== Requirements ==
Output the material beneath exactly, leaving nothing out.
>> Start
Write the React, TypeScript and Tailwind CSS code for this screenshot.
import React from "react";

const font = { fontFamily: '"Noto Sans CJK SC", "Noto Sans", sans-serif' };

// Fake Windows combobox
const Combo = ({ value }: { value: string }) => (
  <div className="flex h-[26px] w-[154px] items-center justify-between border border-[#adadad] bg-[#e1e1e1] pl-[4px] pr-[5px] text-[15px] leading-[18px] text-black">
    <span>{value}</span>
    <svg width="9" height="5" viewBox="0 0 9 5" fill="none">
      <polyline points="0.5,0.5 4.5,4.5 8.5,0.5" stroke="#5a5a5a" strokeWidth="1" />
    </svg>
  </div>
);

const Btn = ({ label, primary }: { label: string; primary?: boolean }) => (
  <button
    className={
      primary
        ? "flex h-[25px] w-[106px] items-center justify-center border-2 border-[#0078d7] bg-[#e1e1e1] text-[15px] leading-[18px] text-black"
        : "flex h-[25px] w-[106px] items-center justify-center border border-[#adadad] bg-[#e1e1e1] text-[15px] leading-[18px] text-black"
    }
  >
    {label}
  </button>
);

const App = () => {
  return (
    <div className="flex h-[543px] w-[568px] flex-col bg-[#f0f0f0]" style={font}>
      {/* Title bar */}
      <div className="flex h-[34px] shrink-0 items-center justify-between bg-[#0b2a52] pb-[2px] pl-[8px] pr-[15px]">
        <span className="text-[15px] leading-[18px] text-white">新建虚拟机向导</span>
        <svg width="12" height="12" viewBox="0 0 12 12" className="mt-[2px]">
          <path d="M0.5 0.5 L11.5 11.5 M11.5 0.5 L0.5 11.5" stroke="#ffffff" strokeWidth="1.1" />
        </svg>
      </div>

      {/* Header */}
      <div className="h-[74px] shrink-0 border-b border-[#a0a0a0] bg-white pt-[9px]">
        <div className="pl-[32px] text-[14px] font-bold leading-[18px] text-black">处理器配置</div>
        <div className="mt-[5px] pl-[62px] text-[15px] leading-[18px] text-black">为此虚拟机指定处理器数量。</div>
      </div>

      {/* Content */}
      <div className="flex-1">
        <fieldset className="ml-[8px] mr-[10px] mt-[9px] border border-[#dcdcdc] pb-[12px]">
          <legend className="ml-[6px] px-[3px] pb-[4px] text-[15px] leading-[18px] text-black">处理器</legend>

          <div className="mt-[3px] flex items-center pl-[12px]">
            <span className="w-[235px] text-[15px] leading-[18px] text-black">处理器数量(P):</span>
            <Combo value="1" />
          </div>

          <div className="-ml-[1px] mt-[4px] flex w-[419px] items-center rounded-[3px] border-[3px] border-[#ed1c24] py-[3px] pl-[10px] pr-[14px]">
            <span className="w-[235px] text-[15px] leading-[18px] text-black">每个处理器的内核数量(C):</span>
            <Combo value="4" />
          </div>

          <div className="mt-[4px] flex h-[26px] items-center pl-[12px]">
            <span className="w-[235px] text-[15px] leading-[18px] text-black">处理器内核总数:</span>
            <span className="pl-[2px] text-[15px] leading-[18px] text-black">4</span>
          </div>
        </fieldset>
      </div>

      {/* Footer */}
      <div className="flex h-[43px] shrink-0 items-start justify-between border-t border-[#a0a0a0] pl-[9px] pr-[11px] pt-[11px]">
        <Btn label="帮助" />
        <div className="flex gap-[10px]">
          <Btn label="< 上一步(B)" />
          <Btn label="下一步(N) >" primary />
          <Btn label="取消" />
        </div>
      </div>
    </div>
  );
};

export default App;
>> End
== Worked solution ==
Write the React, TypeScript and Tailwind CSS code for this screenshot.
import React from "react";

const font = { fontFamily: '"Noto Sans CJK SC", "Noto Sans", sans-serif' };

// Fake Windows combobox
const Combo = ({ value }: { value: string }) => (
  <div className="flex h-[26px] w-[154px] items-center justify-between border border-[#adadad] bg-[#e1e1e1] pl-[4px] pr-[5px] text-[15px] leading-[18px] text-black">
    <span>{value}</span>
    <svg width="9" height="5" viewBox="0 0 9 5" fill="none">
      <polyline points="0.5,0.5 4.5,4.5 8.5,0.5" stroke="#5a5a5a" strokeWidth="1" />
    </svg>
  </div>
);

const Btn = ({ label, primary }: { label: string; primary?: boolean }) => (
  <button
    className={
      primary
        ? "flex h-[25px] w-[106px] items-center justify-center border-2 border-[#0078d7] bg-[#e1e1e1] text-[15px] leading-[18px] text-black"
        : "flex h-[25px] w-[106px] items-center justify-center border border-[#adadad] bg-[#e1e1e1] text-[15px] leading-[18px] text-black"
    }
  >
    {label}
  </button>
);

const App = () => {
  return (
    <div className="flex h-[543px] w-[568px] flex-col bg-[#f0f0f0]" style={font}>
      {/* Title bar */}
      <div className="flex h-[34px] shrink-0 items-center justify-between bg-[#0b2a52] pb-[2px] pl-[8px] pr-[15px]">
        <span className="text-[15px] leading-[18px] text-white">新建虚拟机向导</span>
        <svg width="12" height="12" viewBox="0 0 12 12" className="mt-[2px]">
          <path d="M0.5 0.5 L11.5 11.5 M11.5 0.5 L0.5 11.5" stroke="#ffffff" strokeWidth="1.1" />
        </svg>
      </div>

      {/* Header */}
      <div className="h-[74px] shrink-0 border-b border-[#a0a0a0] bg-white pt-[9px]">
        <div className="pl-[32px] text-[14px] font-bold leading-[18px] text-black">处理器配置</div>
        <div className="mt-[5px] pl-[62px] text-[15px] leading-[18px] text-black">为此虚拟机指定处理器数量。</div>
      </div>

      {/* Content */}
      <div className="flex-1">
        <fieldset className="ml-[8px] mr-[10px] mt-[9px] border border-[#dcdcdc] pb-[12px]">
          <legend className="ml-[6px] px-[3px] pb-[4px] text-[15px] leading-[18px] text-black">处理器</legend>

          <div className="mt-[3px] flex items-center pl-[12px]">
            <span className="w-[235px] text-[15px] leading-[18px] text-black">处理器数量(P):</span>
            <Combo value="1" />
          </div>

          <div className="-ml-[1px] mt-[4px] flex w-[419px] items-center rounded-[3px] border-[3px] border-[#ed1c24] py-[3px] pl-[10px] pr-[14px]">
            <span className="w-[235px] text-[15px] leading-[18px] text-black">每个处理器的内核数量(C):</span>
            <Combo value="4" />
          </div>

          <div className="mt-[4px] flex h-[26px] items-center pl-[12px]">
            <span className="w-[235px] text-[15px] leading-[18px] text-black">处理器内核总数:</span>
            <span className="pl-[2px] text-[15px] leading-[18px] text-black">4</span>
          </div>
        </fieldset>
      </div>

      {/* Footer */}
      <div className="flex h-[43px] shrink-0 items-start justify-between border-t border-[#a0a0a0] pl-[9px] pr-[11px] pt-[11px]">
        <Btn label="帮助" />
        <div className="flex gap-[10px]">
          <Btn label="< 上一步(B)" />
          <Btn label="下一步(N) >" primary />
          <Btn label="取消" />
        </div>
      </div>
    </div>
  );
};

export default App;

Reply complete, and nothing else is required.